Left-wing pundits, the woke right, and generally anxious Republicans - Trump has affectionately named them “Panicans” - have long tried to declare that Trump’s influence over Republican intraparty affairs is waning. They grasp at straws and chase ghosts while proclaiming “MAGA is dead.” Yet the results prove that this is merely wishful thinking masquerading as amateur analysis. The primary scoreboard tells the real story: Trump’s endorsed candidates are winning at a formidable rate this cycle. His endorsement isn’t just helpful - it’s become the gold standard for authenticity with the Republican base.
Despite what the critics may say, this isn’t the result of blind loyalty or a cult of personality. It’s voters recognizing that the political ground has shifted beneath their feet. Demographics are changing. Cultural norms have fractured. Working-class Americans - the heart of the new Republican coalition - care far more about secure borders, American manufacturing, energy dominance, and foreign policy that places the interests of America first than they do about preserving the pieties of the pre-Trump era. Trump understands this better than anyone. His primary interventions aren’t score-settling; they’re strategic pruning, ensuring the party evolves into a leaner, more aggressive vehicle capable of winning and governing in this new reality.
But the next critical test arrives soon in Texas, where Attorney General Ken Paxton now carries Trump’s fresh endorsement into the Senate primary runoff against incumbent Republican Senator John Cornyn. It came down to pure loyalty. Cornyn voted against two measures to indict Trump in 2020 and 2021, but later voted to certify the results of the 2020 election, a decision that put him at odds with the president. He was also seen as someone more willing to compromise with Democrats on issues like immigration, something which does not sit well with more ardent Republicans. Paxton, on the other hand, despite all the controversy surrounding him, better represents the combative, results-oriented style that now defines this new era of Republicanism. Trump’s decision to back him - even with insider hand-wringing to not make an endorsement in the race - sends a powerful message.
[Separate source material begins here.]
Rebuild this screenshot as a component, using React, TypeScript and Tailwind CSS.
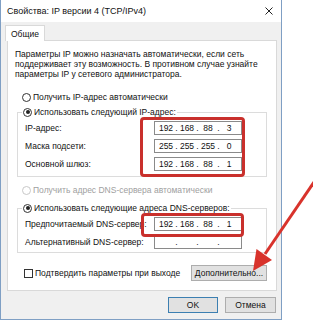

What we’re witnessing is healthy and, quite frankly, long overdue. Political parties that refuse to adapt die, and the Republican Party under Trump is not shrinking or moderating itself into irrelevance. It is sharpening, broadening its appeal, and refusing to apologize for prioritizing America first. The old stalwarts who couldn’t or wouldn’t make the leap are naturally fading away. Their departure clears the path for a new generation of fighters who get it.
Massie’s exit, alongside Cassidy’s humiliating defeat, Crenshaw’s loss, Greene’s retreat, and the Indiana purge, should silence the doomsayers once and for all. MAGA is not fading - it is consolidating, maturing, and positioning itself for sustained electoral dominance, and Trump’s leadership in this realignment has been nothing short of masterful.
Trump is delivering exactly what his base demanded: a Republican Party that fights as hard as they do, unapologetically and without compromise.
Peter Giunta is a millennial voter and Republican strategist based in New York. He has appeared on Fox News and writes about the issues driving Republican voters from the youth perspective.